The Israeli Central Court in East Jerusalem approved a decision to evict seven Palestinian families from their homes in favor of Israeli settlers, giving them a May 6 deadline to comply.
Sheikh Jarrah is in East Jerusalem, which Israel conquered in 1967 and annexed in a move not recognized by most of the international community.
Since 1956, a total of 37 Palestinian families have been living in 27 homes in the neighborhood.
Israeli Jews backed by courts have taken over houses in Sheikh Jarrah on the grounds that Jewish families lived there before fleeing in Israel’s 1948 War of Independence. No such protection exists for Palestinians who lost their land.
The armed wing of the Palestinian resistance group Hamas warned Israel about the clashes on Tuesday.
“The Izz ad-Din al-Qassam Brigades will not stand idly by in the face of attacks on the Sheikh Jarrah neighborhood, Mohammed Deif, the brigades’ commander, who has been wanted by Israel for a long time,” said Mohammed Deif, the brigades commander, in a written statement.
“They will pay a heavy price,” he warned, adding they are closely following developments.
He also congratulated the Palestinian people for standing firm in occupied Jerusalem.
The situation further escalated when Israeli settlers launched attacks on Palestinians in the tense city. More than 130 Palestinians have been injured in clashes between Israeli forces and local residents in the Jerusalem area, and at least 100 Palestinians have been detained.
Israel also closed the Damascus Gate area in central Jerusalem to Palestinians since the start of the Islamic holy month of Ramadan, however, later withdrew from the area due to protests.
Amid growing protests, Israel may be on the brink of new elections for the fifth time in two years. The Israeli president met with party leaders Wednesday to determine if any lawmaker can form a government to end an unprecedented gridlock after Benjamin Netanyahu failed.
Netanyahu’s right-wing Likud party finished first in the March 23 election, Israel’s fourth inconclusive vote in less than two years, helping the divisive premier earn a 28-day mandate to negotiate a government.
But that mandate expired on Tuesday and Netanyahu informed President Reuven Rivlin he had been unable to secure a majority in the 120-seat parliament.
Netanyahu’s failure further highlighted deep fractures in the Israeli electorate, which spread its support across the political spectrum, including far-right Jewish extremists and a conservative Islamic party.
Rivlin, whose largely ceremonial role has taken on outsized prominence amid the seemingly endless cycle of elections, has voiced doubt any lawmaker could form a government.

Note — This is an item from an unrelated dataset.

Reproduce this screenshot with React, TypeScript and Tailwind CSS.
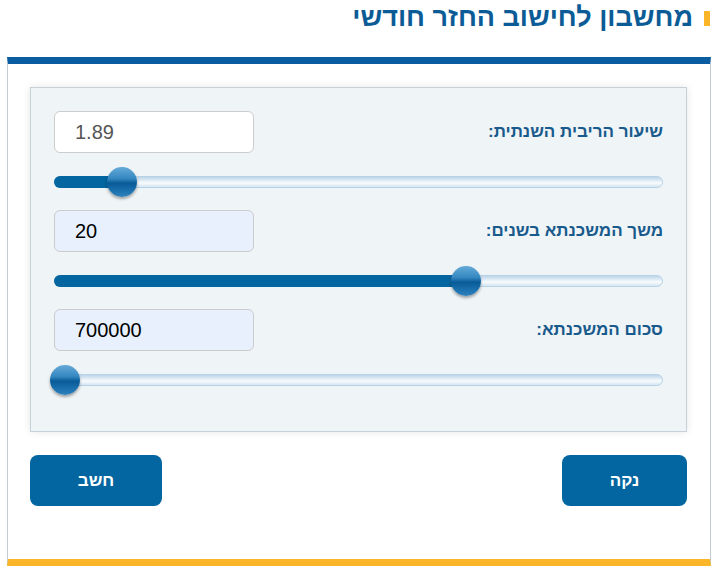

But several political experts on Wednesday predicted he would give a chance to opposition leader Yair Lapid, a former television anchor whose centrist Yesh Atid party finished second in the March vote.
Rivlin met Wednesday with Lapid and Naftali Bennett, a religious right-winger who has become a closely-watched kingmaker, despite his Yamina party controlling only seven parliament seats.
Bennett was once a close Netanyahu ally and served as his defense minister but their relationship has disintegrated.
During Netanyahu’s ongoing corruption trial where the 71-year-old premier is accused of trading regulatory favours with media moguls in exchange for favourable coverage, the court heard testimony about Netanyahu’s alleged obsession with smearing Bennett.
Bennett said Monday that he would have struck a deal with Netanyahu but concluded the prime minister could not clinch a coalition.
Israeli media have watched for hints of a brewing Lapid-Bennett accord.
Lapid, already supported by much of the anti-Netanyahu bloc, on Wednesday was endorsed by a group of Likud defectors from the New Hope party as the best choice to form a government.
New Hope, led by another former Netanyahu ally, Gideon Saar, abstained during Rivlin’s last round of consultations but their shift to Lapid on Wednesday could be a sign of momentum.
Lapid has said that he offered Bennett a rotating prime ministership in which he would take the first turn, in the interest of agreeing on a government that could end Netanyahu’s record 12 straight years in office.
Bennett said Monday that if Netanyahu failed to secure a coalition he would work towards a “unity” government, as his top priority was averting a fifth election in less than three years.